My safe place will wait for me.

7 Comments

  1. Oh boy, yes! Thank you Drea for these reminders to find satisfaction, happiness even, in the here & now. “And tomorrow morning it will remind me to be satisfied in the body I’m in now. Because I am alive.” We are blessed in so many ways, but it’s easy to make grand plans for the future and believe we’ll be happier then. Nothing should make us happier than being alive today. Ugh, I really struggle with this. We’re in it together!

  2. that quote “…You have to be satisfied with what-is while you’re reaching for more.” Feeling that so much these days! The planner in me is always thinking of tomorrow. Trying to live in the now and be thankful for today has become a daily practice for me.

  3. i’ve had similar feelings before. but i’m the opposite i always worry what will happen to my journals when i’m gone – those are my private little ramblings and i would really not want anyone to see them. but i think it’s because writing in my journal is a way to process my half formed/unfinished thoughts and have a conversation with myself. sending you the strength of a million baby elephants – life works out when you focus on what matters and you seem to have that figured out.

  4. Sydni Jackson

    I had the exact same experience when I started doing emdr therapy. Exact. I was so composed when talking about my life, and then I created a safe space and I started crying – haaa! I ended up creating a safe space from my imagination that does the trick now (leaning against a big tree, twiddling the grass between my fingers, feeling the breeze, listening to the nearby stream, etc.). Do you get the enneagram institute emails? They are sooo spot-on and have revealed a lot to me about how I withhold the deepest parts of myself from people (classic 5 here).

  5. carrie knight

    I LOVE THIS!!! thank you so much for sharing, your personal story makes all of us stronger. also, i’m going to write that quote on my mirror.

  6. Dear Drea,
    I really relate to you these days. I’m full of fear and it’s kind of breaking me. I’m just scared of what’s to come you know? I’m scared that I will never be good enough to reach my goals and dreams. I am a teacher and I feel that the student’s success and understanding is somehow my sole responsibility and I just want to reach there no matter what. I want to be perfect. I want success. And every time I make mistakes I feel like a complete failure. Also, my imbalanced body is suffering every once in a while. In the end, we must love the journey. We must somehow trust and work hard but never really let that define the consequences. Everyday for us is a way we want to show more kindness and love to the world, and that is enough. It should be enough. We shouldn’t fear what would happen in the future.. it will be okay in the end. I’ve seen the world show me that countless times but I never believe it.
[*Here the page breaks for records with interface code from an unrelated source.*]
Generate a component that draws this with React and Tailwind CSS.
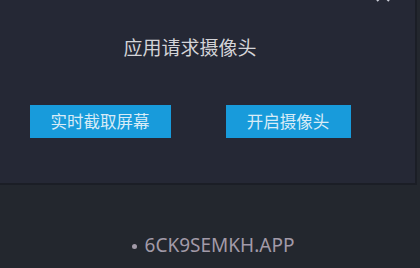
import React from 'react';

const App = () => {
  return (
    <div className="w-[420px] h-[268px] overflow-hidden bg-[#23272e] font-['Noto_Sans','Noto_Sans_CJK_SC',sans-serif]">
      {/* Dialog */}
      <div className="relative w-[417px] h-[185px] bg-[#252835] border-r-2 border-b-2 border-[#1b1e26]">
        <svg
          className="absolute right-[24px] top-[-13px] w-[16px] h-[16px] text-[#c8cad4]"
          viewBox="0 0 16 16"
          fill="none"
          stroke="currentColor"
          strokeWidth="2"
        >
          <path d="M2 2 L14 14 M14 2 L2 14" />
        </svg>

        <div className="w-[380px] flex flex-col items-center pt-[34px]">
          <h2 className="text-[19px] leading-[26px] text-[#d4d4d8] font-['Noto_Sans_CJK_SC',sans-serif]">
            应用请求摄像头
          </h2>

          <div className="flex gap-[55px] mt-[45px]">
            <button className="w-[141px] h-[33px] bg-[#189bdb] text-[#d8ecf7] text-[16.5px] leading-[33px] font-['Noto_Sans_CJK_SC',sans-serif]">
              实时截取屏幕
            </button>
            <button className="w-[125px] h-[33px] bg-[#189bdb] text-[#d8ecf7] text-[16.5px] leading-[33px] font-['Noto_Sans_CJK_SC',sans-serif]">
              开启摄像头
            </button>
          </div>
        </div>
      </div>

      {/* Footer */}
      <div className="pt-[47px] pl-[6px] flex items-center justify-center text-[19px] leading-[26px] text-[#a29aa8]">
        <span className="w-[5px] h-[5px] rounded-full bg-[#a29aa8] mr-[8px] mt-[2px]"></span>
        6CK9SEMKH.APP
      </div>
    </div>
  );
};

export default App;
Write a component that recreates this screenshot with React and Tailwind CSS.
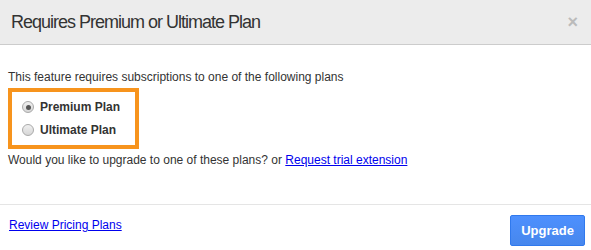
import React from 'react';

function Radio({ checked }) {
  return (
    <span className="w-[12px] h-[12px] rounded-full border border-[#a9a9a9] bg-gradient-to-b from-[#f0f0f0] to-[#d6d6d6] flex items-center justify-center shrink-0">
      {checked && <span className="w-[5px] h-[5px] rounded-full bg-[#555]" />}
    </span>
  );
}

export default function App() {
  return (
    <div className="w-[591px] h-[250px] bg-white text-[#333] overflow-hidden" style={{ fontFamily: '"Liberation Sans", Arial, sans-serif' }}>
      <div className="h-[45px] bg-[#ececec] border-b border-[#cccccc] flex items-center justify-between pl-[11px] pr-[13px]">
        <h3 className="text-[18px] leading-none tracking-[-1px] text-[#333]">Requires Premium or Ultimate Plan</h3>
        <span className="text-[#bbbbbb] text-[18px] font-bold leading-none">×</span>
      </div>
      <div className="px-[8px] pt-[25px] h-[159px] text-[12px]">
        <p className="leading-[14px]">This feature requires subscriptions to one of the following plans</p>
        <div className="mt-[4px] w-[131px] border-[4px] border-[#f7941d] pl-[10px] pt-[8px] pb-[8px] flex flex-col gap-[9px]">
          <label className="flex items-center gap-[6px] font-bold leading-[14px]">
            <Radio checked />
            Premium Plan
          </label>
          <label className="flex items-center gap-[6px] font-bold leading-[14px]">
            <Radio />
            Ultimate Plan
          </label>
        </div>
        <p className="mt-[4px] leading-[14px]">
          Would you like to upgrade to one of these plans? or{' '}
          <a href="#" className="text-[#0000ee] underline">Request trial extension</a>
        </p>
      </div>
      <div className="border-t border-[#e5e5e5] flex justify-between items-start pl-[9px] pr-[6px]">
        <a href="#" className="mt-[11px] text-[12px] text-[#0000ee] underline">Review Pricing Plans</a>
        <button className="mt-[10px] w-[75px] h-[31px] bg-gradient-to-b from-[#4d90fe] to-[#4787ed] border border-[#3079ed] text-white text-[13px] font-bold rounded-[2px]">
          Upgrade
        </button>
      </div>
    </div>
  );
}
    It will be okay, Drea. Let us not be afraid.

  7. As someone who is also working through chronic illness, therapy is so helpful. I found somatic therapy especially helpful-it specifically focuses on working through emotions/trauma that are in our physical body so it can bridge the connection between what we uncover in therapy and how it affects our physical body. It’s so hard to be in the body when there is illness and for me, it has helped. I cannot recommend it enough. Wishing you so much strength and healing!